Calif. judge denies class action status for Vioxx lawsuit
LOS ANGELES (Legal Newsline)-A lawsuit against Merck & Co. over its pain medication Vioxx cannot proceed as a class action, a California judge has ruled.
The plaintiffs say they were harmed by the drug before it was pulled from the market in 2004. They are suing to recoup money the spent on the drug, which was found to increase the risk of heart attack and stroke.
They say the pharmaceutical giant, among other things, hid the risks associated with the a Cox 2-inhibitor drug.
Los Angeles County Superior Court Judge Victoria Chaney rejected their request for class action status, saying the patients and insurance companies cannot sue Merck as a group.
"Plaintiffs adduce no evidence indicating the inquiry can be conducted on a class-wide basis," Chaney wrote in her ruling.

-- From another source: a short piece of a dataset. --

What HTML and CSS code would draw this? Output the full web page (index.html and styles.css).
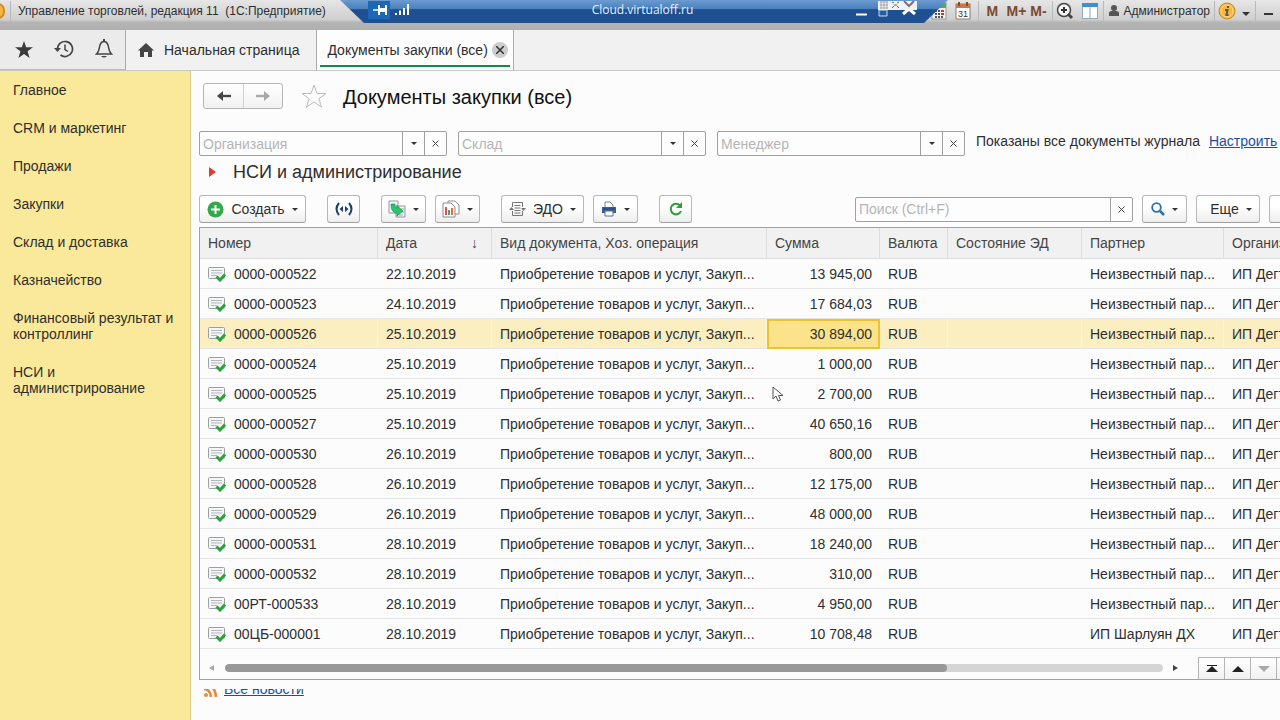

In a statement, Merck praised the judge's ruling.
"The court rightly agreed this was not an appropriate case to proceed as a class action," said Ted Mayer of Hughes, Hubbard & Reed, outside counsel for Merck. "We believe that Merck's communications and representations about Vioxx's efficacy and safety were proper, accurate and timely."
A similar lawsuit in New Jersey that sought to recover money consumers paid for Vioxx was rejected in March.
The California plaintiffs are represented by the Los Angeles law firm of Hagens Berman Sobol Shapiro.
Whitehouse Station, N.J.-based Merck announced the April 30 ruling Friday. There remain potential statewide class action lawsuits in Kentucky, Indiana and Illinois.
In November, Merck agreed to pay $4.85 billion to settle thousands of lawsuits claiming that Vioxx caused heart attacks and strokes in some patients.